| WHAT TO WORK ON |
Do any lines in the data below contain "code"? If so, copy every one of them.

| INPUT FOR THIS TASK |
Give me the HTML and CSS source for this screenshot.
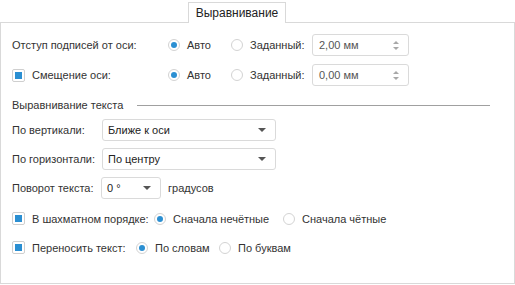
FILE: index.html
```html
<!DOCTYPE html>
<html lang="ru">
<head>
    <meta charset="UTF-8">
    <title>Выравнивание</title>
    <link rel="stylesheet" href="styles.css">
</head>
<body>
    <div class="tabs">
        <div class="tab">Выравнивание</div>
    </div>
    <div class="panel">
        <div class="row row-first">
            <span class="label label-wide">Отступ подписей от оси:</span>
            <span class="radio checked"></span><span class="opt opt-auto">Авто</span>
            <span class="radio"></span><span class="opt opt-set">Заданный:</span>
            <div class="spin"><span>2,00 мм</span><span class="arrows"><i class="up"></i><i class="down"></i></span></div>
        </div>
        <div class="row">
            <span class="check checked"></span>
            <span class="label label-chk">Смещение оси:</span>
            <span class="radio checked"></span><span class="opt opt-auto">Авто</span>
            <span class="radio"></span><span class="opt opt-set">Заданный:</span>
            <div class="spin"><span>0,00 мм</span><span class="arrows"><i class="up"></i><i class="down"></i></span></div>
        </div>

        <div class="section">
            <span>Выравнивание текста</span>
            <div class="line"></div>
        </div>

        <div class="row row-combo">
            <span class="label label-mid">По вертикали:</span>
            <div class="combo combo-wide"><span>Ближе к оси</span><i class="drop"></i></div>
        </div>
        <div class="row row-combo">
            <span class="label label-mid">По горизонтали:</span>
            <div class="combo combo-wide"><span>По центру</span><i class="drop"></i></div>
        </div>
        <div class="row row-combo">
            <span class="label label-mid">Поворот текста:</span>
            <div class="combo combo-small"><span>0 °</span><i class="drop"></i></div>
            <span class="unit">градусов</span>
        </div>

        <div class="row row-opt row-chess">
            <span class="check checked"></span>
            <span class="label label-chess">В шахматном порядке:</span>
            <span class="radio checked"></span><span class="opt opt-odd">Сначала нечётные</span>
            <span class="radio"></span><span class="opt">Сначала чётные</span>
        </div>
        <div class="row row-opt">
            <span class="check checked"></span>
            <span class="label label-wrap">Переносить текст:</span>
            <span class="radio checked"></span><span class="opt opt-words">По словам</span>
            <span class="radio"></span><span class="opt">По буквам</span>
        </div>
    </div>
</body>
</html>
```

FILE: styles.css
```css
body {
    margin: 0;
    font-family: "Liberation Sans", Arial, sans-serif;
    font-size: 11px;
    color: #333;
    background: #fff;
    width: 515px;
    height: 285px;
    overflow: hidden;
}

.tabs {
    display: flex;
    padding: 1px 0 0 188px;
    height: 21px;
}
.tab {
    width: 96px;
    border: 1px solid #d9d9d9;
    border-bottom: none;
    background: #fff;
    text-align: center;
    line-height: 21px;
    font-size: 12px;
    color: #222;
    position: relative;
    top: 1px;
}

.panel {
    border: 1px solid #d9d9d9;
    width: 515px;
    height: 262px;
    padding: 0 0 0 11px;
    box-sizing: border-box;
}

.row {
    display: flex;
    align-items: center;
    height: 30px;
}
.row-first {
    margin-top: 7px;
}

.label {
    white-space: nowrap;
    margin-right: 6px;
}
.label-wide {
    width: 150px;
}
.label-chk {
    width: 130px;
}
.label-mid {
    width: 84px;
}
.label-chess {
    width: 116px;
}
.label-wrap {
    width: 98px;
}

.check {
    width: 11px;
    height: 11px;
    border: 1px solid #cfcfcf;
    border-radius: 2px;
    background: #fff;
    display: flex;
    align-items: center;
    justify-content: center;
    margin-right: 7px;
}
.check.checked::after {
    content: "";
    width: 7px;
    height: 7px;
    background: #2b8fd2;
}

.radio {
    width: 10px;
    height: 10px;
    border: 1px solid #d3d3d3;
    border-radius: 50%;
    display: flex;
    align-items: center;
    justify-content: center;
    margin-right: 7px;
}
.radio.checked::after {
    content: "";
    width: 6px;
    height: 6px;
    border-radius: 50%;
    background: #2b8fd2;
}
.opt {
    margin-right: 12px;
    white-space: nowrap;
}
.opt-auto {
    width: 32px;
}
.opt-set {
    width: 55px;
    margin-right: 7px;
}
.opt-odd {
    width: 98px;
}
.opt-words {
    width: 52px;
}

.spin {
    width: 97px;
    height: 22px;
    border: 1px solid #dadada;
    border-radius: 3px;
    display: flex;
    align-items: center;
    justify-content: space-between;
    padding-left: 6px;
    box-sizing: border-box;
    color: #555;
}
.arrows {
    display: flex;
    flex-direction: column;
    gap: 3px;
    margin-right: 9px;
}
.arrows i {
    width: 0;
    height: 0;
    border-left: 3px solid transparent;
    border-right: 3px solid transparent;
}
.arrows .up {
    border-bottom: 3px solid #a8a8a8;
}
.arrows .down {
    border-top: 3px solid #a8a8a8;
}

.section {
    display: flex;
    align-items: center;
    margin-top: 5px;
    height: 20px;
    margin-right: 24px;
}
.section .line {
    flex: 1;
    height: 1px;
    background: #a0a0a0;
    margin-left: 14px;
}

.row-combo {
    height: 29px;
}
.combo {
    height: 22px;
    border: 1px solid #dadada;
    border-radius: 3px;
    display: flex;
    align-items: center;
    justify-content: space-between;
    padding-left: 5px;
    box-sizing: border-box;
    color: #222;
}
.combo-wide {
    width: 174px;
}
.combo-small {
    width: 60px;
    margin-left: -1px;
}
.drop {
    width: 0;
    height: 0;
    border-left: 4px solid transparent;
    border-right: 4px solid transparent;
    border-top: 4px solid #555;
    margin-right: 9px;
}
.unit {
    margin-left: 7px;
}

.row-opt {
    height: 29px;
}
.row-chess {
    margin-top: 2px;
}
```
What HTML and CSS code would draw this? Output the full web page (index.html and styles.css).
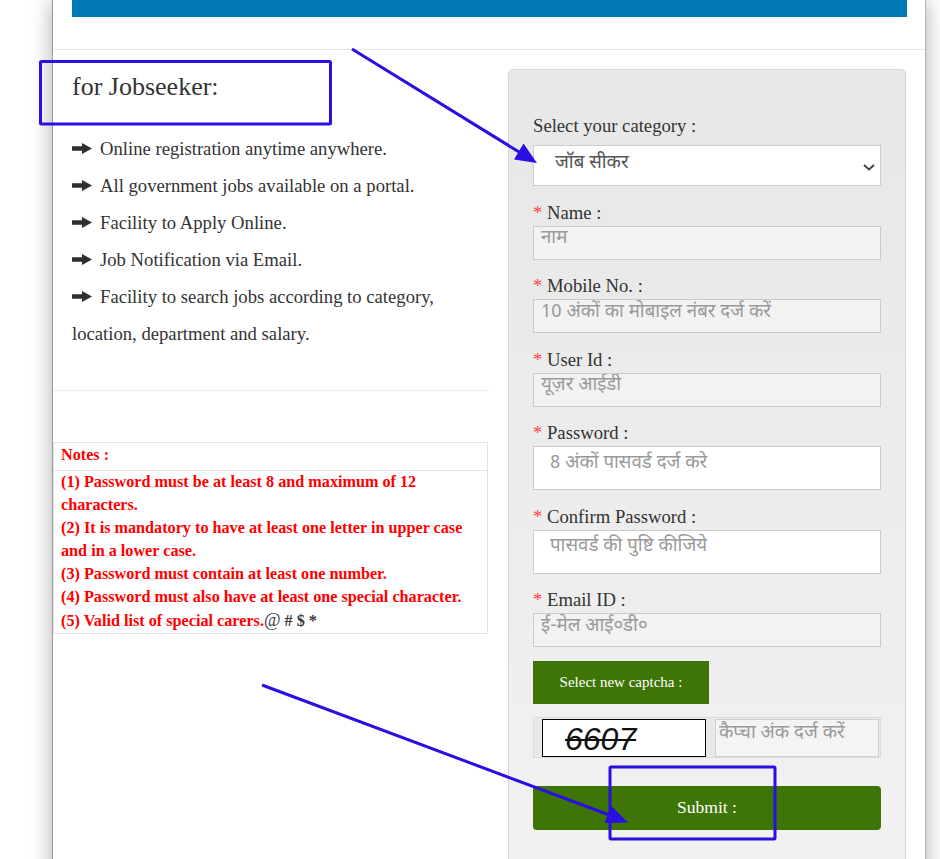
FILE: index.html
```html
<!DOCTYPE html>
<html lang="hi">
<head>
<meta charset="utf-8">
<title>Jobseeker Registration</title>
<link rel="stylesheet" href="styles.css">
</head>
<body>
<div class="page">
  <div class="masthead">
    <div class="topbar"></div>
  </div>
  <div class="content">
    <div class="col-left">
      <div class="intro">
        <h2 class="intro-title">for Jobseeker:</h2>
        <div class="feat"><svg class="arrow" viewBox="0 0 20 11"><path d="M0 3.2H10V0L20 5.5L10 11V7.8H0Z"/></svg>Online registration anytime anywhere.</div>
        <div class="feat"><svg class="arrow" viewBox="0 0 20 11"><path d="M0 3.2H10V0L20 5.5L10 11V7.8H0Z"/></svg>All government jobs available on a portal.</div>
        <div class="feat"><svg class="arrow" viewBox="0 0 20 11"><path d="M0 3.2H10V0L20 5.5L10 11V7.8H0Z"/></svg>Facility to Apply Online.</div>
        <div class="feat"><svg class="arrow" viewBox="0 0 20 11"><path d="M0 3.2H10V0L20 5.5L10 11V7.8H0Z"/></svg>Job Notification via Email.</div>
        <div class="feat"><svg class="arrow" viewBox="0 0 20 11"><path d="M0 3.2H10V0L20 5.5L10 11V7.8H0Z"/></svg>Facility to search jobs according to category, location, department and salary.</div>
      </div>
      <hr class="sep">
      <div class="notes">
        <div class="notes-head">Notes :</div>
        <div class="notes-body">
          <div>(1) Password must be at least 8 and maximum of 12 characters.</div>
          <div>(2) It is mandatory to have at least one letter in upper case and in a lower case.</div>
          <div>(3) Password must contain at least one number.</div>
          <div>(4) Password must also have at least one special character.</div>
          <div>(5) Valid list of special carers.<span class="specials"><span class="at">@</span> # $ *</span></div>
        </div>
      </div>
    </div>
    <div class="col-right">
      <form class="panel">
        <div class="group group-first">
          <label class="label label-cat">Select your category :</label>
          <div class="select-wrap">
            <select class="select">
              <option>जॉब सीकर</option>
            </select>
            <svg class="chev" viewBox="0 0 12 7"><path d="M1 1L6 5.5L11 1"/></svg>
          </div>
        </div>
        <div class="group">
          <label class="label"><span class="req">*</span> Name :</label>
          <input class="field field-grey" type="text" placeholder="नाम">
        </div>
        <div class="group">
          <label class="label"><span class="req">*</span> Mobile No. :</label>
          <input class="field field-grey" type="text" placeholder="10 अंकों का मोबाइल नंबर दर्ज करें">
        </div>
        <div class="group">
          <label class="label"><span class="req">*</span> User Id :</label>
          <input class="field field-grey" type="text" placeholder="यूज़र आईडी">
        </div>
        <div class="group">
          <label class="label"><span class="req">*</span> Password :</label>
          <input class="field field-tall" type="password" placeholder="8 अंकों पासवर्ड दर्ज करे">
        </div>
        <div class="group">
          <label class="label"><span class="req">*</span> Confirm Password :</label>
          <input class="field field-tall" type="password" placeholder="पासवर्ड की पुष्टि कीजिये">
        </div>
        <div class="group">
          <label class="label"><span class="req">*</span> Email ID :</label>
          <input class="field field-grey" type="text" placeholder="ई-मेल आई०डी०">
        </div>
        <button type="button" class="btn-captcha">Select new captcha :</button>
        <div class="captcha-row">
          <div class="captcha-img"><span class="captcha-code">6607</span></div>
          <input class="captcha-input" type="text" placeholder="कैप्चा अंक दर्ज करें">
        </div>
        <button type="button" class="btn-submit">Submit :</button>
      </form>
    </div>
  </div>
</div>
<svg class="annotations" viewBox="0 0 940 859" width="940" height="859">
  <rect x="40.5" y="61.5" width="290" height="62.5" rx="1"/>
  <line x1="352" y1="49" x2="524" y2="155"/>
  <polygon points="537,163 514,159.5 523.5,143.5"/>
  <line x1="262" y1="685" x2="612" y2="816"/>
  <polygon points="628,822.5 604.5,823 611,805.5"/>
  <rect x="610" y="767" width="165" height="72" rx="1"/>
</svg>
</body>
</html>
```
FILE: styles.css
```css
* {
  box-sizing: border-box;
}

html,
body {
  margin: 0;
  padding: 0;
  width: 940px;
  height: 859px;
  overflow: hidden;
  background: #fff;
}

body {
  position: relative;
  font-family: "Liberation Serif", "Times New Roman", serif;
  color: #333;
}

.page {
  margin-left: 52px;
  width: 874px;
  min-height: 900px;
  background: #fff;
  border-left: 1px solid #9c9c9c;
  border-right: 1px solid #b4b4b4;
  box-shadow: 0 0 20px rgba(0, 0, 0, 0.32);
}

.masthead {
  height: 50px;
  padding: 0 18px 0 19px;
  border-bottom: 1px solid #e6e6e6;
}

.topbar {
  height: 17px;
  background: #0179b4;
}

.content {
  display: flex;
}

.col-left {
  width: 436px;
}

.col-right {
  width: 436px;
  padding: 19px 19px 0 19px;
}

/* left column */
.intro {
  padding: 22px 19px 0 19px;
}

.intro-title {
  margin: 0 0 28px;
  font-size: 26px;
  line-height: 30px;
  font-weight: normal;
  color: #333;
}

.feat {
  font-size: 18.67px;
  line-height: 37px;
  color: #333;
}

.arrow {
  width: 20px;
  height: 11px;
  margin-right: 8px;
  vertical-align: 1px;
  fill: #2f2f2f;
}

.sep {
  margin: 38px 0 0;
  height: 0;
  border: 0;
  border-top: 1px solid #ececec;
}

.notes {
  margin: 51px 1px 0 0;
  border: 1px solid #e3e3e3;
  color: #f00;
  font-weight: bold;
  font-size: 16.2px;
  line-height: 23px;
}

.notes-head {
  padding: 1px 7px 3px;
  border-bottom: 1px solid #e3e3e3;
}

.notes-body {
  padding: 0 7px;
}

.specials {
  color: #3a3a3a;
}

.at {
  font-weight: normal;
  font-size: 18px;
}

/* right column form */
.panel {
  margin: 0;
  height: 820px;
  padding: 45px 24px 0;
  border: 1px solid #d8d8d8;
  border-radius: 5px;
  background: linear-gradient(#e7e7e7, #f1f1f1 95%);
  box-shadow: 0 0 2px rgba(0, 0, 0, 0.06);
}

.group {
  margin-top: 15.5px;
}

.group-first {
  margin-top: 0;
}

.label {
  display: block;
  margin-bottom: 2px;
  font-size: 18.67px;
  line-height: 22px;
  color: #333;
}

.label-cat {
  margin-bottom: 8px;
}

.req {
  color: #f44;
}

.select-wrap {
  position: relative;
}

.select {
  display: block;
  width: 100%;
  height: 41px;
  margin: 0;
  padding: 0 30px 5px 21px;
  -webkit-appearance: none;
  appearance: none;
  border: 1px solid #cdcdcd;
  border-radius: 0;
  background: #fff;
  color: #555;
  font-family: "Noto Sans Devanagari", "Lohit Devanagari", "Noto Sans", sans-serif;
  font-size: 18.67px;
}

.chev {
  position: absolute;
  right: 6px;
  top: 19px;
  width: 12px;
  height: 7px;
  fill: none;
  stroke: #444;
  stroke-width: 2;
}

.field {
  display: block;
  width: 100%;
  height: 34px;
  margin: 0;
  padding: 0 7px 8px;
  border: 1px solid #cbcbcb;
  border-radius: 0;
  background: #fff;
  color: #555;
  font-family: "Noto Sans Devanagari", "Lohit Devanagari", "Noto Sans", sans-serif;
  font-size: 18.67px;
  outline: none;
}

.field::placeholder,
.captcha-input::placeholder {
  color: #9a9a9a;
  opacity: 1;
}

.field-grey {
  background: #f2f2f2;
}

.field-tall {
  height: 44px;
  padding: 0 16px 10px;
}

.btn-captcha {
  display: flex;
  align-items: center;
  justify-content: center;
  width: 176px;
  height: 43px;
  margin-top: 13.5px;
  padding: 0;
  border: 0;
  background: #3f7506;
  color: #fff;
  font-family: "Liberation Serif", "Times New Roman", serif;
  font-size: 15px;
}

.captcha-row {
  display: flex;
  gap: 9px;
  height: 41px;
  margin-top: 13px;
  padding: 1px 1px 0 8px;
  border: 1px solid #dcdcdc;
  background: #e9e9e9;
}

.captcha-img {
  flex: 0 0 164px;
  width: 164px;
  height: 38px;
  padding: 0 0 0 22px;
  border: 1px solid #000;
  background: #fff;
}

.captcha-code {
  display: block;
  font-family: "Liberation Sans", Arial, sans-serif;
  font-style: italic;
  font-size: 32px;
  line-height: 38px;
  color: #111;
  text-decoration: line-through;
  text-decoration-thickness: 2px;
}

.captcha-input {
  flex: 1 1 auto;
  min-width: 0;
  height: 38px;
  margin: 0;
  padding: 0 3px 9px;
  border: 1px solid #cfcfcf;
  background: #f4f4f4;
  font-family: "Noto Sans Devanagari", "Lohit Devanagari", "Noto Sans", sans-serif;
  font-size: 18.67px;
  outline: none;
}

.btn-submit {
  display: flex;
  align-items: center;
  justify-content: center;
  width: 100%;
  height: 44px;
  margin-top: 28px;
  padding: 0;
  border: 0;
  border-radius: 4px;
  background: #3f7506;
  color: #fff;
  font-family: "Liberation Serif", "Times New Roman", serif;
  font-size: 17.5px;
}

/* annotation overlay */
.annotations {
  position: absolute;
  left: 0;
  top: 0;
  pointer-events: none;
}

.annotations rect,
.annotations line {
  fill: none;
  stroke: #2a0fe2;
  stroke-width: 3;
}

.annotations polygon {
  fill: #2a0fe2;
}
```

| WORKED SOLUTION |
What HTML and CSS code would draw this? Output the full web page (index.html and styles.css).
          <div class="captcha-img"><span class="captcha-code">6607</span></div>
.captcha-code {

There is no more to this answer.